Start Information shown
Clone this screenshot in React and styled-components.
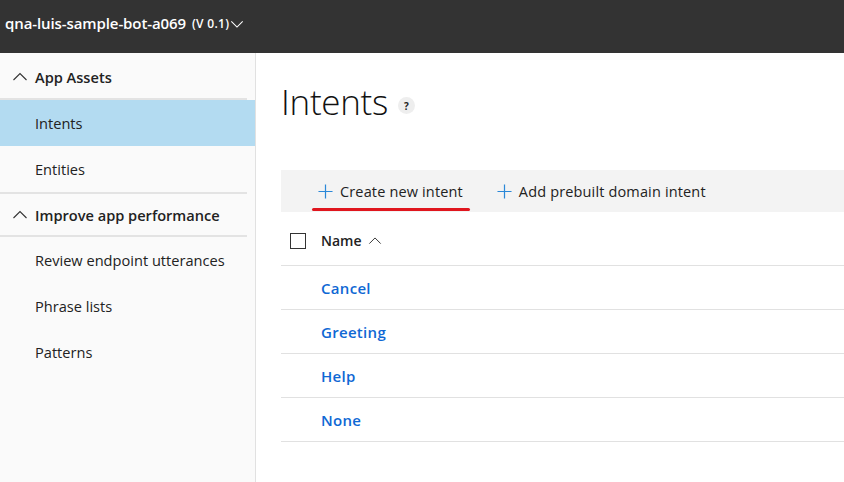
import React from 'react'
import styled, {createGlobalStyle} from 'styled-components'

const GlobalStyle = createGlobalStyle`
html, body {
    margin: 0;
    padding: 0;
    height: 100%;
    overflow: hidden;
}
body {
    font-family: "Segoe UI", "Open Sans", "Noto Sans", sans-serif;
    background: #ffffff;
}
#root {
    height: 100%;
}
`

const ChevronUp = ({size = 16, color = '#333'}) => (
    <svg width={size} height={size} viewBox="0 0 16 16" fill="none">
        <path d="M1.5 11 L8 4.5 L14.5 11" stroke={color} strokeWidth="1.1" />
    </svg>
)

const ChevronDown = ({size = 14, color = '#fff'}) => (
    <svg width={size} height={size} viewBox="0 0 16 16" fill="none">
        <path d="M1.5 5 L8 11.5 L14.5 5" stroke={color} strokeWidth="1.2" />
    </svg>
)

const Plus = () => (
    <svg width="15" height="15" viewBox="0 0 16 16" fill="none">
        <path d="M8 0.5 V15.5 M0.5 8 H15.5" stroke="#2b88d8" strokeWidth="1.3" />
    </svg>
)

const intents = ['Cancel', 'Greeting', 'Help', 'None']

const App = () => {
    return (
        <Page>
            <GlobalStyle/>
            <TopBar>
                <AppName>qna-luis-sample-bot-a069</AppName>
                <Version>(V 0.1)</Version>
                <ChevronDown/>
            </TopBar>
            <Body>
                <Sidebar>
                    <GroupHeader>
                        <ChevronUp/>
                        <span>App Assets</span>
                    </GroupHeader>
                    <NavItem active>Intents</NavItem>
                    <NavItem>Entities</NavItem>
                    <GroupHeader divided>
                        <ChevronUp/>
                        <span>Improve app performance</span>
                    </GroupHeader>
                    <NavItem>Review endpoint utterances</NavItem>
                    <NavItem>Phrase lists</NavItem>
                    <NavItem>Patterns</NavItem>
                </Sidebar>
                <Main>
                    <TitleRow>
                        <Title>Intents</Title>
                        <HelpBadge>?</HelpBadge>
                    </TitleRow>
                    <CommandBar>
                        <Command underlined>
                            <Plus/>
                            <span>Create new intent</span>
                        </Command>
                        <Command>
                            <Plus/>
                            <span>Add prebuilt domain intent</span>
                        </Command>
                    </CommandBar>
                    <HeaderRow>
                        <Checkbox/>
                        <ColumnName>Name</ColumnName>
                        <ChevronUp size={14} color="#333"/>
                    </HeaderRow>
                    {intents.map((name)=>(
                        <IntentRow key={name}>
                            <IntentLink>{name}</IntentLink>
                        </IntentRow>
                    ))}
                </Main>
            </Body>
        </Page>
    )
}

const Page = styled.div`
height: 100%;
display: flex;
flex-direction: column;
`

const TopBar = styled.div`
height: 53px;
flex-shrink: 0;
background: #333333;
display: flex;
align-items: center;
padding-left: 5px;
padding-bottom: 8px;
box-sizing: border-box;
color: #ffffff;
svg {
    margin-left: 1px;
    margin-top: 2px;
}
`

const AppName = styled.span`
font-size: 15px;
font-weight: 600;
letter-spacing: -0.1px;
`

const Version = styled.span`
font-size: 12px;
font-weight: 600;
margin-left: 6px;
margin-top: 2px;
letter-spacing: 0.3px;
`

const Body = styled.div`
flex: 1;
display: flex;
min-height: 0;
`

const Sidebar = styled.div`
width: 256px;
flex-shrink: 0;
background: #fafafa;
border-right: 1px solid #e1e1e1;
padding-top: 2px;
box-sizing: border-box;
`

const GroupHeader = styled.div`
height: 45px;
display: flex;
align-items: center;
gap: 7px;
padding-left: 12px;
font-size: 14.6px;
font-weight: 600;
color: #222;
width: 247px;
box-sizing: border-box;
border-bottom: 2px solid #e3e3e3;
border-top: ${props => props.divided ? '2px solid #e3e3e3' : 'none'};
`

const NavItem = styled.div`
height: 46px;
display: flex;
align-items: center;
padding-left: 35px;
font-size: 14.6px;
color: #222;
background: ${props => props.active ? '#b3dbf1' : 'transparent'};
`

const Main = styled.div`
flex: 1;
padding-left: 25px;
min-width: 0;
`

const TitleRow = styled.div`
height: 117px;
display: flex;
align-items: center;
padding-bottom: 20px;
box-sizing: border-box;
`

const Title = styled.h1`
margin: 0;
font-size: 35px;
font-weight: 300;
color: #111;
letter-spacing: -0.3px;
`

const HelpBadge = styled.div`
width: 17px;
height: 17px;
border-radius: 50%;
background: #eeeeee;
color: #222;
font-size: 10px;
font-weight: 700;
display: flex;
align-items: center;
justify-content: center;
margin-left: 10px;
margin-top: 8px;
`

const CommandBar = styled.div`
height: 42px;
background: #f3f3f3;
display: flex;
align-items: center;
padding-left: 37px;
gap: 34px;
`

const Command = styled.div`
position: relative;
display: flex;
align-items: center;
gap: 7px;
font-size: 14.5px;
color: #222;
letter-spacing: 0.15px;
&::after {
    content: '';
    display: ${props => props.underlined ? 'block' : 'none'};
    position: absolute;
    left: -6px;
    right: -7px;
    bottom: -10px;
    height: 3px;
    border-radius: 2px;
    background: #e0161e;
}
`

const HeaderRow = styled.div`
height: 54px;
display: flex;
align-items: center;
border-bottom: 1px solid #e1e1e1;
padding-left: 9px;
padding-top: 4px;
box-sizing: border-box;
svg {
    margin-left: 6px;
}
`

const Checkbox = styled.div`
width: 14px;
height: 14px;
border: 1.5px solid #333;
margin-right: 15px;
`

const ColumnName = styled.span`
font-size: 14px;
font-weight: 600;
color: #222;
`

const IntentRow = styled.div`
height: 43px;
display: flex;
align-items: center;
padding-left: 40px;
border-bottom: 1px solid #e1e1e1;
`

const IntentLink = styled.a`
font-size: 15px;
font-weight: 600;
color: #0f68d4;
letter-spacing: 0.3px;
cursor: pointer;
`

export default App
End Information shown
Written task – Return nothing but the lines running from the start of the data to the line with "const intents = ['Cancel', 'Greeting', 'Help', 'None']", please, both ends included and no pictures.

Answer for the task –
Clone this screenshot in React and styled-components.
import React from 'react'
import styled, {createGlobalStyle} from 'styled-components'

const GlobalStyle = createGlobalStyle`
html, body {
    margin: 0;
    padding: 0;
    height: 100%;
    overflow: hidden;
}
body {
    font-family: "Segoe UI", "Open Sans", "Noto Sans", sans-serif;
    background: #ffffff;
}
#root {
    height: 100%;
}
`

const ChevronUp = ({size = 16, color = '#333'}) => (
    <svg width={size} height={size} viewBox="0 0 16 16" fill="none">
        <path d="M1.5 11 L8 4.5 L14.5 11" stroke={color} strokeWidth="1.1" />
    </svg>
)

const ChevronDown = ({size = 14, color = '#fff'}) => (
    <svg width={size} height={size} viewBox="0 0 16 16" fill="none">
        <path d="M1.5 5 L8 11.5 L14.5 5" stroke={color} strokeWidth="1.2" />
    </svg>
)

const Plus = () => (
    <svg width="15" height="15" viewBox="0 0 16 16" fill="none">
        <path d="M8 0.5 V15.5 M0.5 8 H15.5" stroke="#2b88d8" strokeWidth="1.3" />
    </svg>
)

const intents = ['Cancel', 'Greeting', 'Help', 'None']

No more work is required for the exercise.